The provision, sought by Berkshire and pushed by Nebraska Sen. Ben Nelson in the Senate Agriculture Committee, would largely exempt existing derivatives contracts from the proposed rules. Previously, the legislation could have allowed regulators to require that companies such as Nebraska-based Berkshire put aside large sums to cover potential losses. The change thus would aid Berkshire, which has a $63 billion derivatives portfolio, according to Barclays Capital.
Why should you be exempt on an underwater position? This is a cash margin deposit and secures your performance. As the position comes back into the money (if it does) for Berkshire the margin requirements would disappear.
Of course if you’re wrong and the contracts do not come back into the money, then your margin becomes a realized loss.
That’s the real problem that is being addressed here – the possibility that these “margin deposits” become not speculative but rather realized losses. Berkshire could avoid this by declaring bankruptcy if it was to run into trouble in the future sticking the holder of these PUTs with the inability to collect.

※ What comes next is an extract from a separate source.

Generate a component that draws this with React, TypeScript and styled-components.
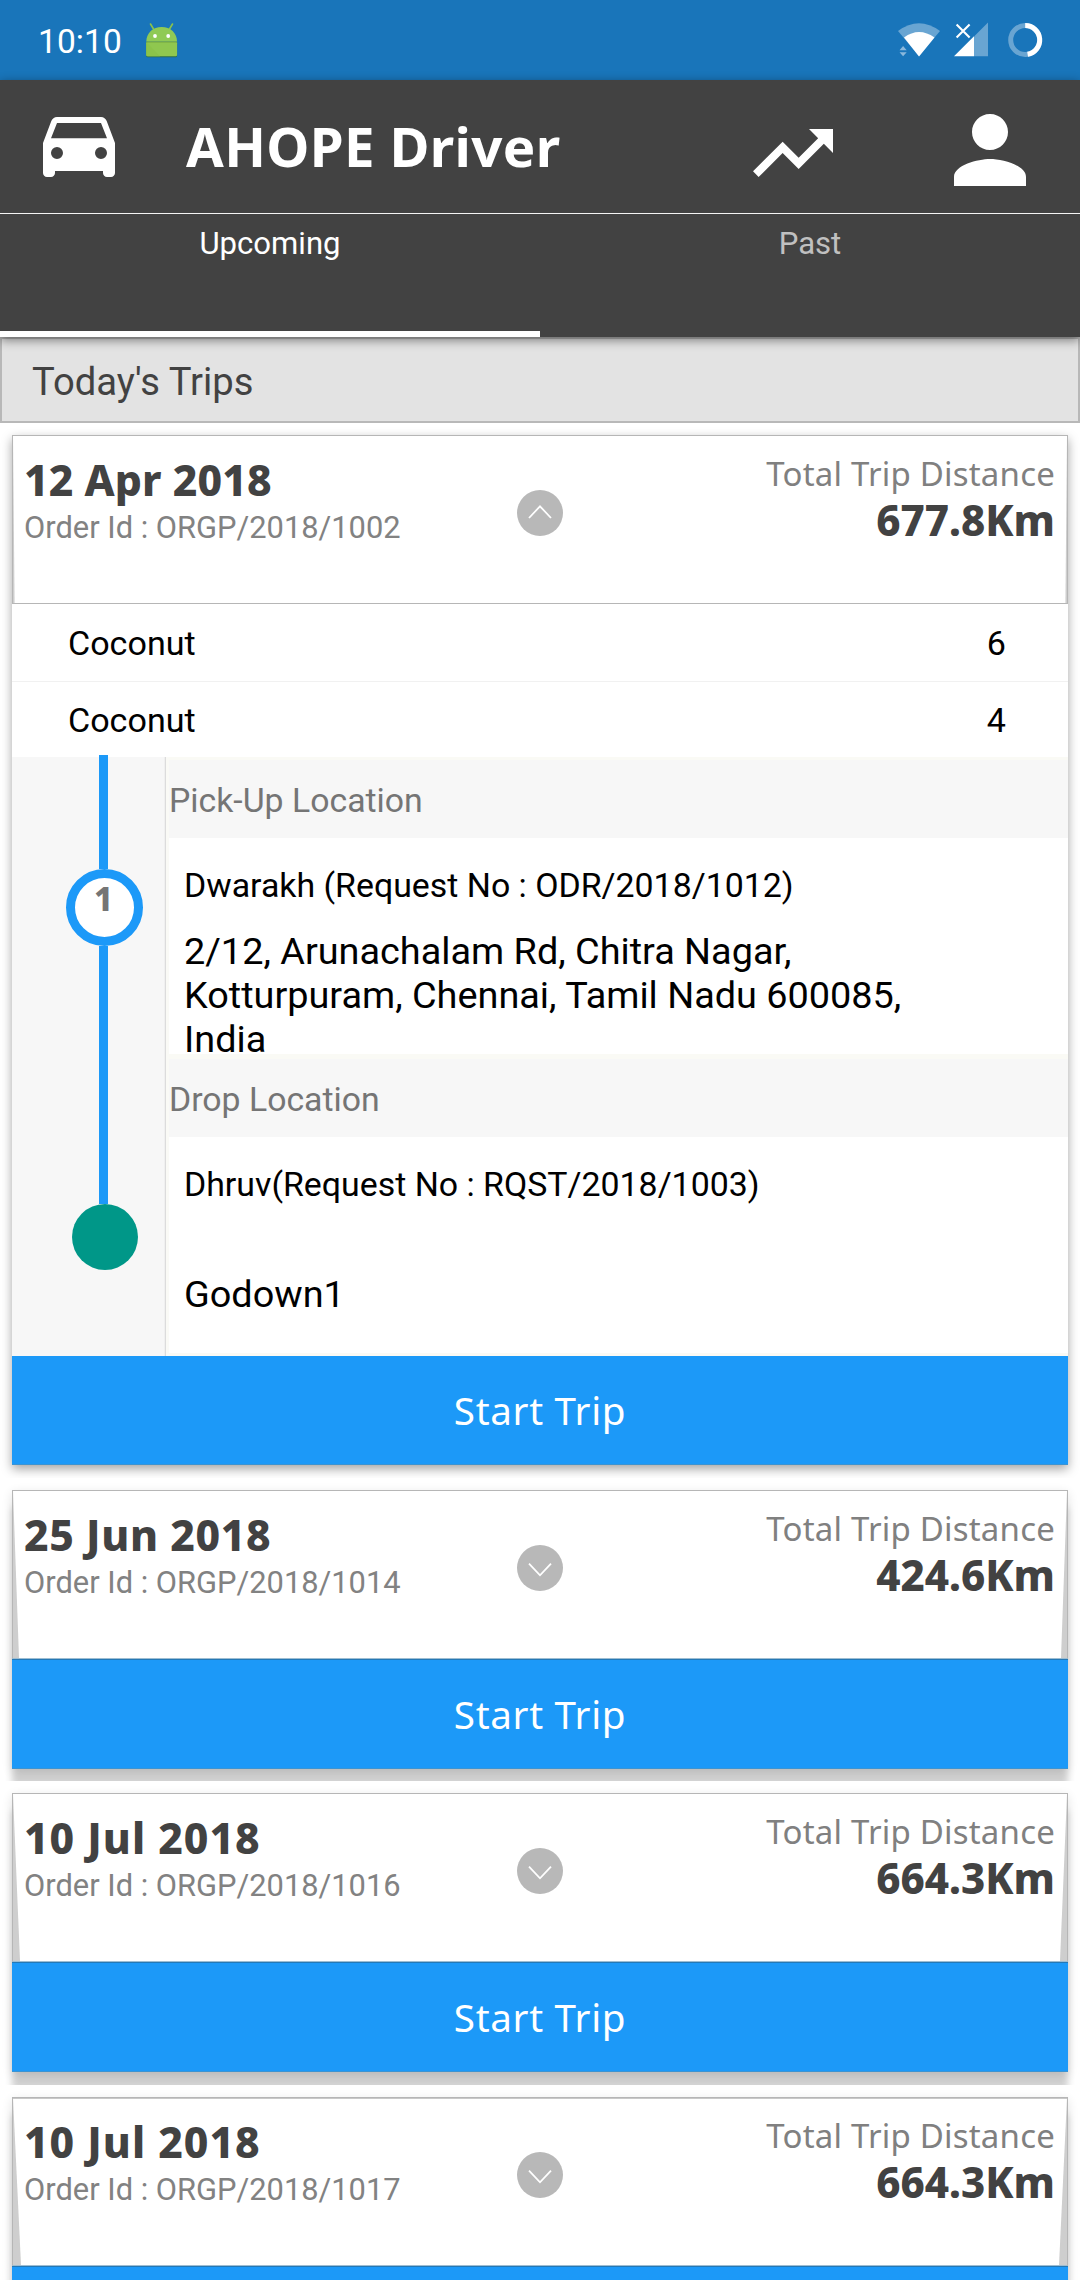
import React from "react";
import styled, { createGlobalStyle } from "styled-components";

const BLUE = "#1c99f8";
const DARK = "#424242";
const ROBOTO = `Roboto, "Liberation Sans", sans-serif`;
const HUMANIST = `"Noto Sans", "Open Sans", sans-serif`;

const GlobalStyle = createGlobalStyle`
  * { box-sizing: border-box; }
  body { margin: 0; background: #fff; font-family: ${ROBOTO}; }
  svg { display: block; flex: none; }
`;

const Screen = styled.div`
  width: 1080px;
  height: 2280px;
  overflow: hidden;
  background: #fff;
  display: flex;
  flex-direction: column;
`;

/* ---------- status bar ---------- */

const StatusBar = styled.div`
  flex: none;
  height: 80px;
  background: #1975ba;
  display: flex;
  align-items: flex-start;
  padding: 22px 37px 0 38px;
`;

const Clock = styled.span`
  color: #fff;
  font-size: 33.5px;
  line-height: 40px;
  letter-spacing: 0.1px;
  margin-right: 23px;
`;

const StatusIcons = styled.div`
  margin-left: auto;
  display: flex;
  gap: 14px;
`;

const RingSlot = styled.span`
  margin-left: 6px;
`;

/* ---------- app header ---------- */

const AppTop = styled.header`
  flex: none;
  position: relative;
  z-index: 1;
  background: ${DARK};
  box-shadow: 0 3px 10px rgba(0, 0, 0, 0.48);
`;

const Toolbar = styled.div`
  height: 134px;
  border-bottom: 1px solid #f4f4f4;
  display: flex;
  align-items: flex-start;
  padding: 0 36px 0 43px;
`;

const IconSlot = styled.span<{ $top: number; $left?: string }>`
  padding-top: ${(p) => p.$top}px;
  margin-left: ${(p) => p.$left ?? "0"};
`;

const Title = styled.h1`
  margin: 0 0 0 71px;
  color: #fff;
  font: 700 54.6px/133px ${HUMANIST};
  letter-spacing: 0.35px;
  white-space: nowrap;
`;

const Tabs = styled.nav`
  display: grid;
  grid-template-columns: 1fr 1fr;
  height: 123px;
`;

const Tab = styled.div<{ $active?: boolean }>`
  text-align: center;
  font-size: 31.1px;
  line-height: 59px;
  color: ${(p) => (p.$active ? "#fff" : "#c0c0c0")};
  border-bottom: 6px solid ${(p) => (p.$active ? "#fff" : "transparent")};
`;

const SectionTitle = styled.h2`
  flex: none;
  margin: 0;
  height: 86px;
  border: 2px solid #b8b8b8;
  background: #e3e3e3;
  color: ${DARK};
  font: 400 38.2px/82px ${ROBOTO};
  padding: 2px 0 0 30px;
`;

/* ---------- trip cards ---------- */

const CardSlot = styled.div<{ $tail: number }>`
  flex: none;
  padding: 12px 12px ${(p) => p.$tail}px;
  overflow: hidden;
`;

const Card = styled.article<{ $deep: boolean }>`
  background: #fff;
  box-shadow: ${(p) =>
    p.$deep
      ? "0 3px 10px rgba(0,0,0,.12), 0 18px 7px rgba(0,0,0,.18)"
      : "0 4px 10px rgba(0,0,0,.36)"};
`;

const CardHead = styled.div<{ $wedge: number; $open: boolean; $topLine: number }>`
  position: relative;
  height: 169px;
  border: 1px solid #b6b6b6;
  border-bottom-color: ${(p) => (p.$open ? "#b6b6b6" : "#9dbdd2")};
  box-shadow: inset 0 ${(p) => p.$topLine}px #c8c8c8;
  display: grid;
  grid-template-columns: 1fr 46px 1fr;
  padding: 0 12px 0 11px;

  &::before,
  &::after {
    content: "";
    position: absolute;
    top: 0;
    bottom: 0;
    width: ${(p) => p.$wedge}px;
    background: #cecece;
  }
  &::before {
    left: 0;
    clip-path: polygon(0 0, 100% 100%, 0 100%);
  }
  &::after {
    right: 0;
    clip-path: polygon(100% 0, 100% 100%, 0 100%);
  }
`;

const HeadLeft = styled.div`
  padding-top: 21px;
`;

const HeadRight = styled.div`
  padding-top: 18px;
  text-align: right;
`;

const TripDate = styled.div<{ $track: number }>`
  font: 800 42.6px/44px ${HUMANIST};
  letter-spacing: ${(p) => p.$track}px;
  color: ${DARK};
  white-space: nowrap;
`;

const OrderId = styled.div`
  margin-top: 9px;
  font-size: 30.85px;
  line-height: 36px;
  color: #828282;
  white-space: nowrap;
`;

const DistanceLabel = styled.div`
  font: 400 33px/40px ${HUMANIST};
  letter-spacing: 0.2px;
  color: #808080;
  white-space: nowrap;
`;

const Distance = styled.div`
  margin-top: 4px;
  font: 800 42px/44px ${HUMANIST};
  color: ${DARK};
`;

const ToggleButton = styled.span`
  margin-top: 54px;
  width: 46px;
  height: 46px;
  border-radius: 50%;
  background: #b8b8b8;
`;

const StartButton = styled.div<{ $collapsed: boolean }>`
  height: ${(p) => (p.$collapsed ? 110 : 109)}px;
  background: ${BLUE};
  border-top: ${(p) => (p.$collapsed ? "1px solid #2478b6" : "0")};
  box-shadow: inset 0 -1px #3c94d2;
  color: #fff;
  font: 400 38.6px/109px ${HUMANIST};
  letter-spacing: 0.65px;
  text-align: center;
`;

const ProductRow = styled.div`
  display: flex;
  justify-content: space-between;
  height: 77px;
  padding: 1px 62px 0 56px;
  font-size: 34.1px;
  line-height: 76px;
  color: #000;

  & + & {
    height: 76px;
    box-shadow: inset 0 1px #f1f1f1;
  }
`;

/* ---------- route ---------- */

const Route = styled.div`
  display: grid;
  grid-template-columns: 154px 1fr;
  height: 599px;
`;

const Timeline = styled.div`
  display: flex;
  flex-direction: column;
  align-items: center;
  background: #f7f7f7;
  border-right: 1px solid #dcdcdc;
  padding-left: 32px;
  box-shadow: inset -1px 0 #f0f0f0;
`;

const Segment = styled.span<{ $length: number; $rise?: number }>`
  width: 9px;
  height: ${(p) => p.$length}px;
  margin-top: ${(p) => -(p.$rise ?? 0)}px;
  margin-right: 2px;
  background: ${BLUE};
`;

const StopNumber = styled.span`
  width: 77px;
  height: 77px;
  border: 9px solid ${BLUE};
  border-radius: 50%;
  background: #fff;
  color: #757575;
  font: 800 33px/41px ${HUMANIST};
  text-align: center;
  padding-right: 2px;
`;

const EndDot = styled.span`
  width: 66px;
  height: 66px;
  margin-left: 1px;
  border-radius: 50%;
  background: #009788;
`;

const Stops = styled.div`
  display: flex;
  flex-direction: column;
  border-left: 3px solid #fafaf6;
`;

const Stop = styled.section`
  border-top: 3px solid #fafaf5;
  border-bottom: 3px solid #fafaf5;

  & + & {
    border-top-width: 2px;
  }
`;

const StopTitle = styled.h3`
  margin: 0;
  height: 78px;
  background: #f7f7f7;
  color: #757575;
  font: 400 33.8px/78px ${ROBOTO};
  padding-top: 2px;
`;

const StopBody = styled.div`
  height: 216px;
  padding: 28px 0 0 15px;
  color: #000;
`;

const Requester = styled.div`
  font-size: 33.87px;
  line-height: 40px;
  white-space: nowrap;
`;

const Address = styled.div<{ $gap: number }>`
  margin-top: ${(p) => p.$gap}px;
  width: 740px;
  font-size: 37.85px;
  line-height: 44px;
`;

/* ---------- icons ---------- */

const Droid = () => (
  <svg width="34" height="36" viewBox="0 0 34 36">
    <path d="M5.500 2l3 5M27.500 2l-3 5" stroke="#8bc34a" strokeWidth="1.600" strokeLinecap="round" />
    <path d="M1.300 19.500C1.300 11 8 5 16.700 5S32 11 32 19.500z" fill="#8fca55" />
    <rect x="1.300" y="20" width="30.800" height="15.300" rx="1.500" fill="#33691e" opacity=".7" />
    <rect x="1.300" y="19.700" width="30.800" height="14.600" rx="1.500" fill="#8fc74f" />
    <path d="M1.300 20L15 34.300H2.500a1.200 1.200 0 0 1-1.200-1.200z" fill="#8bc34a" />
    <path d="M1.300 20h30.800" stroke="#78ab42" strokeWidth="1.200" />
    <ellipse cx="10" cy="14" rx="1.900" ry="2.100" fill="#fff" />
    <ellipse cx="23.200" cy="14" rx="1.900" ry="2.100" fill="#fff" />
  </svg>
);

const Wifi = () => (
  <svg width="42" height="36" viewBox="0 0 42 36">
    <path d="M0 9Q21-6.500 42 9L21 34z" fill="#fff" opacity=".35" />
    <path d="M6 15.500Q21 4.500 36.500 15.500L21 34.500z" fill="#fff" />
    <path d="M1.500 28.200h7.200L5.100 24zM1.500 30.200h7.200L5.100 34.300z" fill="#8ab8dc" />
  </svg>
);

const Signal = () => (
  <svg width="34" height="36" viewBox="0 0 34 36">
    <path d="M20 14.500L34 .5v33.700H20z" fill="#fff" opacity=".35" />
    <path d="M0 34.200L20 14.200v20z" fill="#fff" />
    <path d="M2.600 2.600l13 13M15.600 2.600l-13 13" stroke="#fff" strokeWidth="2.100" />
  </svg>
);

const BatteryRing = () => (
  <svg width="35" height="36" viewBox="0 0 35 36">
    <circle cx="17.200" cy="18" r="14.500" fill="none" stroke="#fff" strokeOpacity=".35" strokeWidth="5" />
    <path d="M17.200 3.500A14.500 14.500 0 0 1 19.600 32.300" fill="none" stroke="#fff" strokeWidth="5" />
  </svg>
);

const Car = () => (
  <svg width="72" height="60" viewBox="0 0 18 15" fill="#fff">
    <path
      fillRule="evenodd"
      d="M15.920 1.010C15.720.420 15.160 0 14.500 0h-11c-.660 0-1.210.420-1.420 1.010L0 6.500V14c0 .550.450 1 1 1h1c.550 0 1-.450 1-1v-.5h12v.5c0 .550.450 1 1 1h1c.550 0 1-.450 1-1V6.500zM3.500 10.500a1.500 1.500 0 1 1 0-3 1.500 1.500 0 0 1 0 3zm11 0a1.500 1.500 0 1 1 0-3 1.500 1.500 0 0 1 0 3zM2 5.300l1.500-3.800h11L16 5.300z"
    />
  </svg>
);

const TrendingUp = () => (
  <svg width="96" height="96" viewBox="0 0 24 24" fill="#fff">
    <path d="M16 6l2.290 2.290-4.880 4.880-4-4L2 16.590 3.410 18l6-6 4 4 6.300-6.290L22 12V6z" />
  </svg>
);

const Person = () => (
  <svg width="108" height="108" viewBox="0 0 24 24" fill="#fff">
    <path d="M12 12c2.210 0 4-1.790 4-4s-1.790-4-4-4-4 1.790-4 4 1.790 4 4 4zm0 2c-2.670 0-8 1.340-8 4v2h16v-2c0-2.660-5.330-4-8-4z" />
  </svg>
);

const Chevron = ({ up }: { up: boolean }) => (
  <svg width="46" height="46" viewBox="0 0 46 46" fill="none" stroke="#fff" strokeWidth="1.800">
    <path d={up ? "M12 28L23 16.300 34 28" : "M12 18.600L23 30.300 34 18.600"} />
  </svg>
);

/* ---------- data ---------- */

type Trip = {
  date: string;
  track: number;
  order: string;
  distance: string;
  wedge: number;
  tail: number;
  topLine?: number;
  open?: boolean;
  action?: string;
};

const products = [
  { name: "Coconut", count: 6 },
  { name: "Coconut", count: 4 },
];

const trips: Trip[] = [
  { date: "12 Apr 2018", track: 0.1, order: "ORGP/2018/1002", distance: "677.8Km", wedge: 1.6, tail: 13, open: true, action: "Start Trip" },
  { date: "25 Jun 2018", track: 0.6, order: "ORGP/2018/1014", distance: "424.6Km", wedge: 6, tail: 12, action: "Start Trip" },
  { date: "10 Jul 2018", track: 1, order: "ORGP/2018/1016", distance: "664.3Km", wedge: 7, tail: 13, action: "Start Trip" },
  { date: "10 Jul 2018", track: 1, order: "ORGP/2018/1017", distance: "664.3Km", wedge: 8, tail: 12, topLine: 1 },
];

const TripDetails = () => (
  <>
    {products.map((p) => (
      <ProductRow key={p.count}>
        <span>{p.name}</span>
        <span>{p.count}</span>
      </ProductRow>
    ))}
    <Route>
      <Timeline>
        <Segment $length={114} $rise={2} />
        <StopNumber>1</StopNumber>
        <Segment $length={258} />
        <EndDot />
      </Timeline>
      <Stops>
        <Stop>
          <StopTitle>Pick-Up Location</StopTitle>
          <StopBody>
            <Requester>Dwarakh (Request No : ODR/2018/1012)</Requester>
            <Address $gap={23}>
              2/12, Arunachalam Rd, Chitra Nagar,
              <br />
              Kotturpuram, Chennai, Tamil Nadu 600085,
              <br />
              India
            </Address>
          </StopBody>
        </Stop>
        <Stop>
          <StopTitle>Drop Location</StopTitle>
          <StopBody>
            <Requester>Dhruv(Request No : RQST/2018/1003)</Requester>
            <Address $gap={67}>Godown1</Address>
          </StopBody>
        </Stop>
      </Stops>
    </Route>
  </>
);

const TripCard = ({ trip }: { trip: Trip }) => {
  const open = Boolean(trip.open);
  return (
    <CardSlot $tail={trip.tail}>
      <Card $deep={!open}>
        <CardHead $wedge={trip.wedge} $open={open} $topLine={trip.topLine ?? 0}>
          <HeadLeft>
            <TripDate $track={trip.track}>{trip.date}</TripDate>
            <OrderId>Order Id : {trip.order}</OrderId>
          </HeadLeft>
          <ToggleButton>
            <Chevron up={open} />
          </ToggleButton>
          <HeadRight>
            <DistanceLabel>Total Trip Distance</DistanceLabel>
            <Distance>{trip.distance}</Distance>
          </HeadRight>
        </CardHead>
        {open && <TripDetails />}
        <StartButton $collapsed={!open}>{trip.action}</StartButton>
      </Card>
    </CardSlot>
  );
};

export default function App() {
  return (
    <Screen>
      <GlobalStyle />
      <StatusBar>
        <Clock>10:10</Clock>
        <Droid />
        <StatusIcons>
          <Wifi />
          <Signal />
          <RingSlot>
            <BatteryRing />
          </RingSlot>
        </StatusIcons>
      </StatusBar>
      <AppTop>
        <Toolbar>
          <IconSlot $top={37}>
            <Car />
          </IconSlot>
          <Title>AHOPE Driver</Title>
          <IconSlot $top={25} $left="auto">
            <TrendingUp />
          </IconSlot>
          <IconSlot $top={16} $left="95px">
            <Person />
          </IconSlot>
        </Toolbar>
        <Tabs>
          <Tab $active>Upcoming</Tab>
          <Tab>Past</Tab>
        </Tabs>
      </AppTop>
      <SectionTitle>Today's Trips</SectionTitle>
      {trips.map((t) => (
        <TripCard key={t.order} trip={t} />
      ))}
    </Screen>
  );
}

This is a lopsided “heads I win, tails you lose” proposition that is at the heart of why these contracts need to be on an exchange – all of them. Berkshire wrote these contracts never expecting to have to actually perform, based on their analysis of historical precedent. Since these are European-style options (as a custom derivative) they cannot be exercised early, but since they’re effectively PUTs on the S&P 500 they’re based on a standard reference and there is no reason not to post them on an exchange.
Doing so means that the person holding them can trade against their “in the money” position while Berkshire is forced to prove capital adequacy now and forevermore during the time of their validity.
This is exactly how it should be and is in the regulated commodities, futures and options markets.
Berkshire’s request for “special treatment” must be denied.